Opposition Leader Aubrey Norton has since publicly stated that his coalition of A Partnership for National Unity+Alliance For Change (APNU+AFC) would support amendments to Guyana’s constitution and the relevant legislation to allow for a clean voters list and the use of fingerprints at polling stations before electors are allowed to vote. Mr Norton has repeatedly said that APNU+AFC would return to power if there are those safeguards. 

Mr Ogunseye challenged the People’s Congress Reform-dominated APNU and the AFC to urgently address those reforms before the next Local Government Elections that are now possible at the earliest February 13, 2023. “You cannot say that you would ignore the struggle for a clean voters list and go into the local government elections, the PPP will chop your head off and you are also creating the conditions for them chopping your head off in the national elections.

“You cannot say that we’ll be making a compromise on the Elections (Commission) Chair because making a compromise on the Elections Chair only guarantees the PPP victory and deprives us of having any significant constitutional reform,” said Mr Ogunseye, a veteran Guyanese politician.
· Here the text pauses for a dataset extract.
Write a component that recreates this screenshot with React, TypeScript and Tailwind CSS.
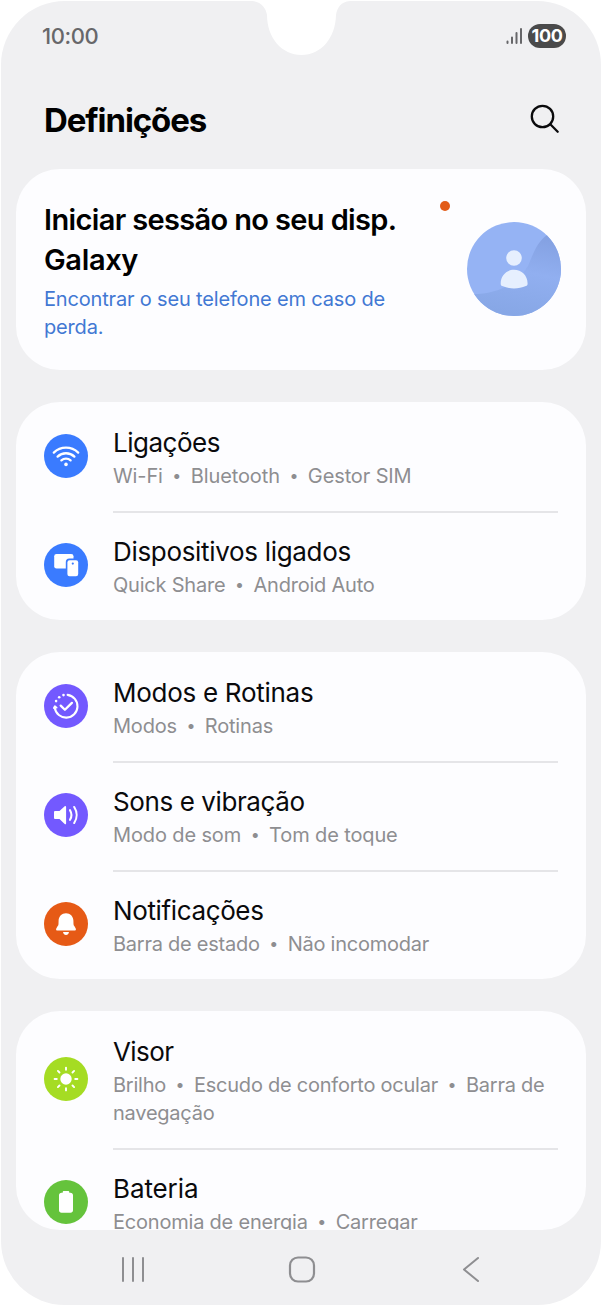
import { Fragment, JSX, ReactNode } from "react";

type SettingItem = {
  title: string;
  titleClass: string;
  details: string[];
  detailClass: string;
  color: string;
  icon: ReactNode;
};

const WifiIcon = (): JSX.Element => (
  <svg viewBox="0 0 44 44" className="size-11" fill="none" stroke="#fff" strokeWidth="2.3" strokeLinecap="round">
    <path d="M9.8 18.6a17.6 17.6 0 0 1 24.4 0" />
    <path d="M13.6 22.6a12.2 12.2 0 0 1 16.8 0" />
    <path d="M17.4 26.4a6.8 6.8 0 0 1 9.2 0" />
    <circle cx="22" cy="30.4" r="1.8" fill="#fff" stroke="none" />
  </svg>
);

const DevicesIcon = (): JSX.Element => (
  <svg viewBox="0 0 44 44" className="size-11">
    <rect x="10.2" y="11" width="19.3" height="14.5" rx="2.3" fill="#fff" />
    <rect x="21.8" y="15.6" width="13.9" height="19.2" rx="3.5" fill="#3a7bff" />
    <rect x="23.4" y="17.2" width="10.8" height="16" rx="2.2" fill="#fff" />
    <circle cx="28.8" cy="20.6" r="1.1" fill="#3a7bff" />
  </svg>
);

const RoutinesIcon = (): JSX.Element => (
  <svg viewBox="0 0 44 44" className="size-11" fill="none" stroke="#fff" strokeWidth="2.1" strokeLinecap="round" strokeLinejoin="round">
    <path d="M23.6 10.9a11.4 11.4 0 1 1-12.8 12.9" />
    <path d="M9.9 24l1-1.7 1.7 1.3" strokeWidth="1.8" />
    <path d="M16.7 21.6l4.2 4.2 7-6.9" strokeWidth="2.3" />
    <g fill="#fff" stroke="none">
      <circle cx="19.5" cy="11.1" r="1.3" />
      <circle cx="15.2" cy="13.3" r="1.3" />
      <circle cx="12.1" cy="17.1" r="1.3" />
    </g>
  </svg>
);

const SoundIcon = (): JSX.Element => (
  <svg viewBox="0 0 44 44" className="size-11" fill="none" stroke="#fff" strokeWidth="2.1" strokeLinecap="round">
    <path d="M11.3 18h4.2l5.2-4.7c.6-.5 1.4-.1 1.4.7v16.4c0 .8-.8 1.2-1.4.7L15.5 26h-4.2c-.8 0-1.3-.5-1.3-1.3v-5.4c0-.8.5-1.3 1.3-1.3z" fill="#fff" stroke="none" />
    <path d="M26 17.2a9.2 9.2 0 0 1 0 9.6" />
    <path d="M30.2 14a14.5 14.5 0 0 1 0 16" />
  </svg>
);

const BellIcon = (): JSX.Element => (
  <svg viewBox="0 0 44 44" className="size-11" fill="#fff">
    <path d="M22 11.2c-4.2 0-7.3 3.1-7.4 7.3l-.1 3.4c0 .8-.3 1.5-.8 2.2l-1.3 2.1c-.8 1.2-.1 2.4 1.2 2.4h16.8c1.3 0 2-1.2 1.2-2.4l-1.3-2.1c-.5-.7-.8-1.4-.8-2.2l-.1-3.4c-.1-4.2-3.2-7.3-7.4-7.3z" />
    <path d="M19 30h6c-.3 1.9-1.5 3-3 3s-2.7-1.1-3-3z" />
  </svg>
);

const SunIcon = (): JSX.Element => (
  <svg viewBox="0 0 44 44" className="size-11" fill="none" stroke="#fff" strokeWidth="1.9" strokeLinecap="round">
    <circle cx="22" cy="22" r="5.7" fill="#fff" stroke="none" />
    <path d="M22 10.6v2.2M22 31.2v2.2M10.6 22h2.2M31.2 22h2.2M13.9 13.9l1.6 1.6M28.5 28.5l1.6 1.6M13.9 30.1l1.6-1.6M28.5 15.5l1.6-1.6" />
  </svg>
);

const BatteryIcon = (): JSX.Element => (
  <svg viewBox="0 0 44 44" className="size-11" fill="#fff">
    <path d="M20 11h4c.8 0 1.3.5 1.3 1.3v.5h1.2c1.5 0 2.5 1 2.5 2.5v14.9c0 1.5-1 2.5-2.5 2.5h-9c-1.5 0-2.5-1-2.5-2.5V15.3c0-1.5 1-2.5 2.5-2.5h1.2v-.5c0-.8.5-1.3 1.3-1.3z" />
  </svg>
);

const groups: SettingItem[][] = [
  [
    {
      title: "Ligações",
      titleClass: "tracking-[-0.5px]",
      details: ["Wi-Fi", "Bluetooth", "Gestor SIM"],
      detailClass: "tracking-[-0.12px]",
      color: "bg-[#3a7bff]",
      icon: <WifiIcon />,
    },
    {
      title: "Dispositivos ligados",
      titleClass: "tracking-[-0.32px]",
      details: ["Quick Share", "Android Auto"],
      detailClass: "tracking-[-0.21px]",
      color: "bg-[#3a7bff]",
      icon: <DevicesIcon />,
    },
  ],
  [
    {
      title: "Modos e Rotinas",
      titleClass: "tracking-[-0.28px]",
      details: ["Modos", "Rotinas"],
      detailClass: "tracking-[-0.2px]",
      color: "bg-[#7359ff]",
      icon: <RoutinesIcon />,
    },
    {
      title: "Sons e vibração",
      titleClass: "tracking-[-0.4px]",
      details: ["Modo de som", "Tom de toque"],
      detailClass: "tracking-[-0.13px]",
      color: "bg-[#7359ff]",
      icon: <SoundIcon />,
    },
    {
      title: "Notificações",
      titleClass: "tracking-[-0.37px]",
      details: ["Barra de estado", "Não incomodar"],
      detailClass: "tracking-[-0.25px]",
      color: "bg-[#e65a16]",
      icon: <BellIcon />,
    },
  ],
  [
    {
      title: "Visor",
      titleClass: "tracking-[-0.6px]",
      details: ["Brilho", "Escudo de conforto ocular", "Barra de navegação"],
      detailClass: "tracking-[-0.24px]",
      color: "bg-[#a5dc23]",
      icon: <SunIcon />,
    },
    {
      title: "Bateria",
      titleClass: "tracking-[-0.1px]",
      details: ["Economia de energia", "Carregar"],
      detailClass: "tracking-[-0.21px]",
      color: "bg-[#65c33c]",
      icon: <BatteryIcon />,
    },
  ],
];

const StatusBar = (): JSX.Element => (
  <div className="flex h-[69px] shrink-0 items-center justify-between pr-[35px] pl-[41px]">
    <span className="pt-px text-[22px] font-medium tracking-[-0.4px] text-[#67676a]">10:00</span>
    <div className="flex items-center gap-[5px]">
      <svg viewBox="0 0 17 18" className="h-[18px] w-[17px]" stroke="#67676a" strokeWidth="2" strokeLinecap="round">
        <path d="M1.5 14.5v1.5M6 10.5v5.500M10.500 6v10M15 2v14" />
      </svg>
      <span className="flex h-6 w-[38px] items-center justify-center rounded-full bg-[#4a4a4b] text-[18px] font-bold tracking-[-0.3px] text-white">
        100
      </span>
    </div>
  </div>
);

const AccountCard = (): JSX.Element => (
  <section className="flex h-[201px] shrink-0 rounded-[44px] bg-[#fdfdff] pr-[25px] pl-7">
    <div className="w-[380px] pt-[31px]">
      <h2 className="text-[29px] leading-10 font-semibold text-black">
        <span className="block tracking-[-0.64px] whitespace-nowrap">Iniciar sessão no seu disp.</span>
        <span className="block tracking-[-0.35px]">Galaxy</span>
      </h2>
      <p className="mt-[5px] text-[20px] leading-7 tracking-[-0.17px] text-[#4278d3]">
        <span className="block whitespace-nowrap">Encontrar o seu telefone em caso de</span>
        <span className="block">perda.</span>
      </p>
    </div>
    <div className="flex flex-1 justify-between pt-8 pl-4">
      <span className="size-2.5 shrink-0 rounded-full bg-[#e25c18]" />
      <svg viewBox="0 0 94 94" className="mt-[21px] size-[94px] shrink-0">
        <defs>
          <clipPath id="avatar">
            <circle cx="47" cy="47" r="47" />
          </clipPath>
          <linearGradient id="shade" x1="0.8" y1="0" x2="0.6" y2="1">
            <stop offset="0" stopColor="#829fe0" />
            <stop offset="0.5" stopColor="#91aff0" />
            <stop offset="1" stopColor="#87a7e6" />
          </linearGradient>
        </defs>
        <g clipPath="url(#avatar)">
          <rect width="94" height="94" fill="#95b3f4" />
          <path d="M80 13C70 20 66 32 61 44C50 62 30 72 6 72L12 94H94V10z" fill="url(#shade)" />
        </g>
        <circle cx="47" cy="36" r="7.8" fill="#e6effe" />
        <path d="M33.7 61.5C33.7 53.5 39.5 47.8 47 47.8s13.6 5.7 13.6 13.7c0 1.5-.5 2-1.7 2.6-7.3 3.1-16.5 3.1-23.7 0-1.1-.6-1.5-1.1-1.5-2.6z" fill="#e6effe" />
      </svg>
    </div>
  </section>
);

const SettingRow = ({ item, last }: { item: SettingItem; last: boolean }): JSX.Element => (
  <div className="flex items-center px-7">
    <div className={`mr-[25px] mb-0.5 size-11 shrink-0 rounded-full ${item.color}`}>{item.icon}</div>
    <div className="relative min-w-0 flex-1 pt-[23px] pb-[21px]">
      <h3 className={`text-[26px] leading-9 text-[#0a0a0c] ${item.titleClass}`}>{item.title}</h3>
      <p className={`mt-px text-[20px] leading-7 text-[#8e8e91] ${item.detailClass}`}>
        {item.details.map((detail, i) => (
          <Fragment key={detail}>
            {i > 0 && <span className="inline-block w-7 text-center align-[2px] text-[16px] leading-none">•</span>}
            {detail}
          </Fragment>
        ))}
      </p>
      {!last && <div className="absolute right-0 -bottom-0.5 left-0 h-0.5 bg-[#e5e5e8]" />}
    </div>
  </div>
);

const NavigationBar = (): JSX.Element => (
  <nav className="flex h-[75px] shrink-0 items-center justify-between pt-0.5 pr-[120px] pl-[119px]">
    <svg viewBox="0 0 26 28" className="h-7 w-[26px]" stroke="#8e8e91" strokeWidth="2" strokeLinecap="round">
      <path d="M3 3v23M13 3v23M23 3v23" />
    </svg>
    <svg viewBox="0 0 28 28" className="mr-1 size-7" fill="none" stroke="#8e8e91" strokeWidth="2.2">
      <rect x="2" y="2.5" width="24" height="24" rx="8" />
    </svg>
    <svg viewBox="0 0 20 28" className="h-7 w-5" fill="none" stroke="#8e8e91" strokeWidth="2" strokeLinecap="round" strokeLinejoin="round">
      <path d="M17 3L3 14.5L17 26" />
    </svg>
  </nav>
);

const App = (): JSX.Element => {
  return (
    <div className="h-[1306px] w-[602px] overflow-hidden bg-white px-px pt-px font-['Inter','Liberation_Sans',sans-serif]">
      <main className="relative flex h-[1304px] flex-col overflow-hidden rounded-[64px] bg-[#f0f0f2]">
        <svg viewBox="0 0 98 55" className="absolute -top-px left-[251px] h-[55px] w-[98px]" fill="#fff">
          <path d="M0 0V1C9 1.5 14 8 15 15C15 38 30 55 49.5 55S83.500 38 84 15C85 8 89 1.500 98 1V0z" />
        </svg>
        <StatusBar />
        <header className="flex h-[99px] shrink-0 items-center justify-between pt-px pr-[41px] pl-[43px]">
          <h1 className="text-[33px] leading-10 font-bold tracking-[-1.1px] text-black">Definições</h1>
          <svg viewBox="0 0 30 30" className="mb-0.5 size-[30px]" fill="none" stroke="#0a0a0c" strokeWidth="2.3" strokeLinecap="round">
            <circle cx="12.5" cy="12.5" r="10.7" />
            <path d="M20.3 20.3L27.7 27.7" />
          </svg>
        </header>
        <div className="mx-[15px] flex min-h-0 flex-1 flex-col gap-8 overflow-hidden rounded-b-[44px]">
          <AccountCard />
          {groups.map((items, index) => (
            <section
              key={index}
              className={`shrink-0 bg-[#fdfdff] ${index === groups.length - 1 ? "rounded-t-[44px]" : "rounded-[44px]"}`}
            >
              {items.map((item, i) => (
                <SettingRow key={item.title} item={item} last={i === items.length - 1} />
              ))}
            </section>
          ))}
        </div>
        <NavigationBar />
      </main>
    </div>
  );
};

export default App;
He also publicly warned other parties in the joint opposition against ignoring the proposed amendments to the Representation of the People Act “in the image and likeness of the PPP” that would provide for, among other things, the division of Region/ District Four (Demerara-Mahaica). “If we don’t fight on that, then we are conceding electoral defeat in the national elections,” he said. Government has said that would allow for better management of that district for elections and avoid a repeat of efforts to rig the March 2, 2020 polls there. 

Mr Ogunseye also pointed to the need for constitutional reform to bring an end to winner-takes-all politics in Guyana, and prevent the PPP from getting a second term of office with access to huge amounts of oil wealth. “If we don’t fight for a renovation of the governance system, we are likely to find ourselves in a situation where those who may win the election by one vote, which will give them one seat, have all the power and we with our 49 percent have nothing. For the WPA, the time has come to end that,” he said.

The WPA Executive Member feared that if the PPP remained in office for another 10 years on “the oil money”, “they will corrupt the entire nation.” 

Taking a glance at the international scene, he reasoned that the PPP was watching the United States presidential elections in the hope that the Republicans would make a comeback. He said since the Democratic government of incumbent President Joe Biden came to office it has changed the US foreign policy posture towards Guyana by demanding and end to racial discrimination, equal access to the oil resources and shared governance here. “We are saying that the opposition has to take advantage of the US policy and we have to have our eyes on the US elections and we have to get our business settled before the next US elections,” he said. 

The Guyana government is already on record as questioning the fairness of the analysis contained in a United States Agency for International Development-sponsored Governance Assessment on Guyana. 

The Irfaan Ali-led administration has denied that it has been discriminating against Afro-Guyanese in the award of contracts, employment of persons, delivery of cash-grants/ transfers, allocation of lands, access to oil and gas sector jobs and contracts, and the provision of social and physical infrastructure.